►

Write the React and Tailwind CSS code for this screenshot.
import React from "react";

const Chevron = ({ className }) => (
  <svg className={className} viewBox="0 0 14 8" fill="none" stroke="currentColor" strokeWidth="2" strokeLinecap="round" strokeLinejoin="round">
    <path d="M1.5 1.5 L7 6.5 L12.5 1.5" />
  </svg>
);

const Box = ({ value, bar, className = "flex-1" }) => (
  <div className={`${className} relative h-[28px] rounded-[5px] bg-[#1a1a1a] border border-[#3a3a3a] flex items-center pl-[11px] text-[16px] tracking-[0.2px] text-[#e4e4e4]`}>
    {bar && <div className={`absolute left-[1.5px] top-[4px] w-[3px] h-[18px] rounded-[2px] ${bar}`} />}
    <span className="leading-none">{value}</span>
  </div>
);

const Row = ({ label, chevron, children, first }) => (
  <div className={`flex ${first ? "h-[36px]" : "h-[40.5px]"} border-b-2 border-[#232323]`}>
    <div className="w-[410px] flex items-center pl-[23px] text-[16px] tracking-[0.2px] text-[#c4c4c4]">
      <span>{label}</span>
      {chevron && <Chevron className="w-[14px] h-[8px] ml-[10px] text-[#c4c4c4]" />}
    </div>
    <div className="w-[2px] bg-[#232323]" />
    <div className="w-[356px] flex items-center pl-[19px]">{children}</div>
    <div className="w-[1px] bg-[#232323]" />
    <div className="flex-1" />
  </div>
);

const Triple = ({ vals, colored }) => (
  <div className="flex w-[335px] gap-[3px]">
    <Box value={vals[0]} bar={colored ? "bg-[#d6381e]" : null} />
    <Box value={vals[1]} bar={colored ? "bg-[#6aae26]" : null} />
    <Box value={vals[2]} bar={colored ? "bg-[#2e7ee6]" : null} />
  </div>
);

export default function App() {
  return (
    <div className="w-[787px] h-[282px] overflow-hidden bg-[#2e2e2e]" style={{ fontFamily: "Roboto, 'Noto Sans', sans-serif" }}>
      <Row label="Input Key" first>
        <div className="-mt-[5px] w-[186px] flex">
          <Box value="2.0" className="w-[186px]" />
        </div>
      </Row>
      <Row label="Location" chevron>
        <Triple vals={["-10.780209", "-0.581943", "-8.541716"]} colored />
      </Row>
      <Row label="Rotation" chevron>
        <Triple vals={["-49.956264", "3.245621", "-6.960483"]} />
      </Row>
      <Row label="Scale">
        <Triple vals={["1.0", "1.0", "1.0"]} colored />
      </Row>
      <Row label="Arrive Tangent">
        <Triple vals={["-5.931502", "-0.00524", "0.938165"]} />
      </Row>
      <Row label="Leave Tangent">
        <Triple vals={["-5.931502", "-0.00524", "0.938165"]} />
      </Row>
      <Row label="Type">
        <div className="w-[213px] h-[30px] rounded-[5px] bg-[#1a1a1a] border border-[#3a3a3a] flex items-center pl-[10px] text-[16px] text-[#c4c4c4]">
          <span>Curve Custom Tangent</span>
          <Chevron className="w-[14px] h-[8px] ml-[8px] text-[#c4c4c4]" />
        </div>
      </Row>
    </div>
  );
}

◄
►

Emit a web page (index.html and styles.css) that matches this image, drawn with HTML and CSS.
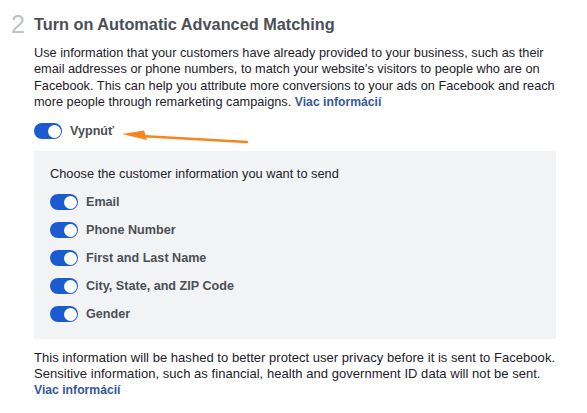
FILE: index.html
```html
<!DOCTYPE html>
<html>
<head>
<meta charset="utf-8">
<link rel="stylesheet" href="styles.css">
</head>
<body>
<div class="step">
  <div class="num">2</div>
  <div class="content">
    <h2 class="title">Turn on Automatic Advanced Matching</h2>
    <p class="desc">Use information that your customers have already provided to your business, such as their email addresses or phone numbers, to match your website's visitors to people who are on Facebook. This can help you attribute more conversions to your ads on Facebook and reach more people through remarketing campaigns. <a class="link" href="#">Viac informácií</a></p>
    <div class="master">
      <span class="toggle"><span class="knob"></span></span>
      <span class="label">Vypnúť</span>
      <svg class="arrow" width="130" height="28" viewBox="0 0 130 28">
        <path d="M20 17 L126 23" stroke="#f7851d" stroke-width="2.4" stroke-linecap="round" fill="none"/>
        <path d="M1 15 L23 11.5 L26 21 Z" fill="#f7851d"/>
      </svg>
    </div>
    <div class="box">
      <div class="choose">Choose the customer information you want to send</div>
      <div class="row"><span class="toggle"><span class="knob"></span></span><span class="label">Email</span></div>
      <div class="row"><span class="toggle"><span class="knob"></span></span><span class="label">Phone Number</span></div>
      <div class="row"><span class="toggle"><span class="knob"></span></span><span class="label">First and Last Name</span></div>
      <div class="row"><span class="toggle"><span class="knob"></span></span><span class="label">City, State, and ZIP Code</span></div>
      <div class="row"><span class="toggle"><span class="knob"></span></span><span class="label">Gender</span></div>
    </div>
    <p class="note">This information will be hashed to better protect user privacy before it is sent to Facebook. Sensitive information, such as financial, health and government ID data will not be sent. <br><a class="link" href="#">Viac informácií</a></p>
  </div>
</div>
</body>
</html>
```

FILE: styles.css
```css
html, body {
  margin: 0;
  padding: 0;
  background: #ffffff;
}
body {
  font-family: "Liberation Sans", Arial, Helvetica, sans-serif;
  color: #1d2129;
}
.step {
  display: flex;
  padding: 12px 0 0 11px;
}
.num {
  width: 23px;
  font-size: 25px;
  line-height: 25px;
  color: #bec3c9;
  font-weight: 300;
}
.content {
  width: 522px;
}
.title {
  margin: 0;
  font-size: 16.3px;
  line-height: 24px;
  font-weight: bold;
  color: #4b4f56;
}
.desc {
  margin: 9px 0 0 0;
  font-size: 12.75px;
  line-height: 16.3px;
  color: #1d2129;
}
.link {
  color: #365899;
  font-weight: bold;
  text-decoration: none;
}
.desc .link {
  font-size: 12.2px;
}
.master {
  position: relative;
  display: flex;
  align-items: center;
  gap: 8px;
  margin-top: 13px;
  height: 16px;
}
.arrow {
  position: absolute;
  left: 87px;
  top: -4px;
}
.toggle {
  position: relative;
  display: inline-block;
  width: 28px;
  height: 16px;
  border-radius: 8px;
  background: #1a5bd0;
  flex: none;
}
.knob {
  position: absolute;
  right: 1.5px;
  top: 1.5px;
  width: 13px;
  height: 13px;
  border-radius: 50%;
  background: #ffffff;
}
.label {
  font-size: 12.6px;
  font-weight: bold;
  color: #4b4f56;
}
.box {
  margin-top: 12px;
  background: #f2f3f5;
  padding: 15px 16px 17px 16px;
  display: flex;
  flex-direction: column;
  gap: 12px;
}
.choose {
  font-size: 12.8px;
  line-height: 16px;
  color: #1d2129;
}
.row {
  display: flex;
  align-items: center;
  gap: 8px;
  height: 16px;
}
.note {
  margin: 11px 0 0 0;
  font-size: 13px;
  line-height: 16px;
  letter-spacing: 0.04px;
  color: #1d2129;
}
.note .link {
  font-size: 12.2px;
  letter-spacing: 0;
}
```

◄

Pull out each line of the entries that contains "React".

Write the React and Tailwind CSS code for this screenshot.
import React from "react";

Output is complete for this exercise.